Cake walk. Embossed postcard shows a cat and dog dressed as humans performing a cakewalk dance (ca1905)

The phrase “it’s raining pitchforks” or “it’s raining stair-rods” to describe heavy rain never caught on, however, the phrase “it’s raining cats and dogs” has become a popular way for us to describe a heavy downpour.

Here in DC, and from a look at the satellite picture from weather.gov , the entire eastern seaboard is going to be hit with heavy rains today. It also looks like our friends in southern California may also get some heavy showers.

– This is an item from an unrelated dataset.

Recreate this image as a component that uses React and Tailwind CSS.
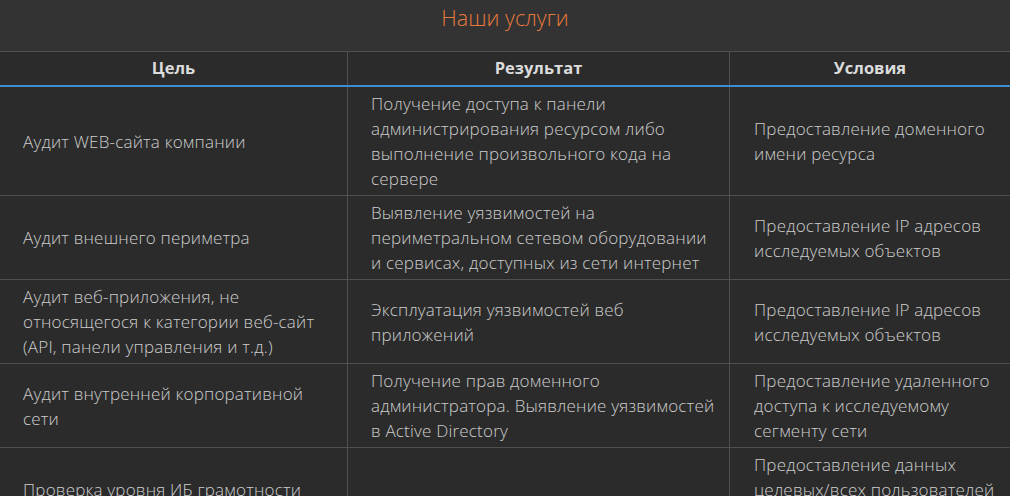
import React from "react";

// each cell is given as its wrapped lines so the breaks match the design
const rows = [
  {
    goal: ["Аудит WEB-сайта компании"],
    result: [
      "Получение доступа к панели",
      "администрирования ресурсом либо",
      "выполнение произвольного кода на",
      "сервере",
    ],
    terms: ["Предоставление доменного", "имени ресурса"],
  },
  {
    goal: ["Аудит внешнего периметра"],
    result: [
      "Выявление уязвимостей на",
      "периметральном сетевом оборудовании",
      "и сервисах, доступных из сети интернет",
    ],
    terms: ["Предоставление IP адресов", "исследуемых объектов"],
  },
  {
    goal: [
      "Аудит веб-приложения, не",
      "относящегося к категории веб-сайт",
      "(API, панели управления и т.д.)",
    ],
    result: ["Эксплуатация уязвимостей веб", "приложений"],
    terms: ["Предоставление IP адресов", "исследуемых объектов"],
  },
  {
    goal: ["Аудит внутренней корпоративной", "сети"],
    result: [
      "Получение прав доменного",
      "администратора. Выявление уязвимостей",
      "в Active Directory",
    ],
    terms: [
      "Предоставление удаленного",
      "доступа к исследуемому",
      "сегменту сети",
    ],
  },
  {
    goal: ["Проверка уровня ИБ грамотности", "сотрудников"],
    result: ["Фишинговая рассылка"],
    terms: [
      "Предоставление данных",
      "целевых/всех пользователей",
      "организации для",
      "проведения рассылки",
    ],
  },
];

function Cell({ lines, className }) {
  return (
    <div className={"flex flex-col justify-center py-[4px] " + className}>
      {lines.map((l, i) => (
        <span key={i} className="whitespace-nowrap">
          {l}
        </span>
      ))}
    </div>
  );
}

function App() {
  return (
    <div
      className="min-h-screen bg-[#333333] text-[#cdcdcd]"
      style={{ fontFamily: '"Open Sans", "Noto Sans", sans-serif' }}
    >
      <h2 className="h-[51px] pt-[2px] text-center text-[21.5px] font-light text-[#e8793c]">
        Наши услуги
      </h2>

      <div className="border-t border-[#505050]">
        {/* header */}
        <div className="grid grid-cols-[347px_382px_1fr] border-b-2 border-[#3d8fd1] bg-[#2b2b2b] text-[16.5px] font-bold text-[#dcdcdc]">
          <div className="flex h-[33px] items-center justify-center">Цель</div>
          <div className="flex h-[33px] items-center justify-center border-l border-[#505050]">
            Результат
          </div>
          <div className="flex h-[33px] items-center justify-center border-l border-[#505050]">
            Условия
          </div>
        </div>

        {rows.map((row, i) => (
          <div
            key={i}
            className="grid grid-cols-[347px_382px_1fr] border-b border-[#505050] bg-[#2b2b2b] text-[17px] font-light leading-[25px] tracking-[0.2px]"
          >
            <Cell lines={row.goal} className="pl-[23px]" />
            <Cell lines={row.result} className="border-l border-[#505050] pl-[23px]" />
            <Cell lines={row.terms} className="border-l border-[#505050] pl-[24px]" />
          </div>
        ))}
      </div>
    </div>
  );
}

export default App;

 So where did the phrase “it’s raining cats and dogs” originate?  Scientifically speaking, it cannot actually rain cats and dogs. It is impossible for our lovable pets to transform into liquid or vapor. Only tiny, airborne particles can serve as the nuclei of raindrops.

 There are many theories as to the origination of this phrase. Most would agree that the phrase was popularized by our neighbors across the pond in England. In 1651 Henry Vaughan wrote in his collection of poems Olor Iscanus that a roof was secure against “dogs and cats rained in shower.” And Richard Brome wrote in 1652 City Witt that “it shall rain dogs and polecats.” (Polecats are related to the weasel and were common in Great Britain through the end of the nineteenth century.) Then we come to Jonathan Swift’s 1738 Complete Collection of Genteel and Ingenious Conversation, in which one of his characters fears that it will “rain cats and dogs.” 

 There are many more theories that delve into the mythological and literal explanation of this phrase- to read more visit our Everyday Mystery page What is the origin of the phrase “it’s raining cats and dogs?”

2 Comments

  1. FLBSK
    September 30, 2010 at 7:46 pm

    I venture to guess that American English has a legacy from British English that it will never be able to divorce itself from. Alas, what are we to do?

  2. Karen Cruz http://passioninwords.us
    September 30, 2010 at 9:39 pm

    Back in high school I remembered a discussion of old sayings, and this one in particular was talked about originating from 1th century England. It was said that when there were heavy winds and rains, dead animal would often get thrown around or be seen floating in puddles. It was a sing of very harsh weather when that occured.